Hacker News new | ask | show | jobs
by joshklein 1670 days ago
Configuring sudo is such a footgun that it was deemed necessary to fork a text editor purpose-built for only modifying sudo configurations (visudo).

So, that’s why not sudo. As for why doas, see:

* https://flak.tedunangst.com/post/doas

* https://flak.tedunangst.com/post/doas-mastery

1 comments

visudo isn't a fork, it just locks the sudoers file against concurrent edits, runs whatever standard editor you want, waits for it to finish, and validate the new file before committing it to the real location.

I can agree that process is too complex, but they're not maintaining a fork of vi for that purpose.

> and validate the new file before committing it to the real location

Controversial take: i think that it'd be really good to have EVERY configuration file have something like that. For example, if i'm working on a long bit of configuration for fstab, cron, Apache2, Nginx, Tomcat or any other pieces of software, i'd want to see whether everything i've written will be considered valid ahead of time, e.g. a "dry run" of sorts. A bit like we have language servers for VS Code, we could have validation servers as well, for configuration.

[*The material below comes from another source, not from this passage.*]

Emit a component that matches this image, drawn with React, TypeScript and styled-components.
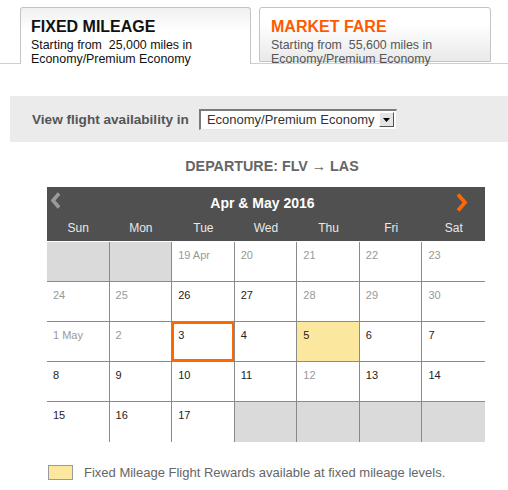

That said, i don't think we'll ever have that, since it's easier to just write code in an ad-hoc manner, as opposed to extracting validation of configuration as a separate bit of code that can be called from some CLI, not just at runtime, especially since many configuration files allow nested includes.

Regardless, thinking more about models and validation methods would be nice, e.g. XSD. If we leverage type systems in programming languages, we might as well do that at an operating system level - something like shellcheck built in. A validation handler for every file type.

Nginx does have a "dry run" mode for checking configs (unless that something external - like unresponsive servers - is experiencing problems).
Thanks for this information, had to actually look it up and check, seems like that's indeed true: https://www.nginx.com/resources/wiki/start/topics/tutorials/...

Here's an example:

  $ docker run --rm nginx:1.20.2 nginx -t -g "daemon off;"
  
  /docker-entrypoint.sh: /docker-entrypoint.d/ is not empty, will attempt to perform configuration
  /docker-entrypoint.sh: Looking for shell scripts in /docker-entrypoint.d/
  /docker-entrypoint.sh: Launching /docker-entrypoint.d/10-listen-on-ipv6-by-default.sh
  10-listen-on-ipv6-by-default.sh: info: Getting the checksum of /etc/nginx/conf.d/default.conf
  10-listen-on-ipv6-by-default.sh: info: Enabled listen on IPv6 in /etc/nginx/conf.d/default.conf
  /docker-entrypoint.sh: Launching /docker-entrypoint.d/20-envsubst-on-templates.sh
  /docker-entrypoint.sh: Launching /docker-entrypoint.d/30-tune-worker-processes.sh
  /docker-entrypoint.sh: Configuration complete; ready for start up
  nginx: the configuration file /etc/nginx/nginx.conf syntax is ok
  nginx: configuration file /etc/nginx/nginx.conf test is successful
Every piece of software should definitely have something like that! Ansible is another piece of software that i can recall with an explicit dry mode run like that: https://docs.ansible.com/ansible/latest/user_guide/playbooks...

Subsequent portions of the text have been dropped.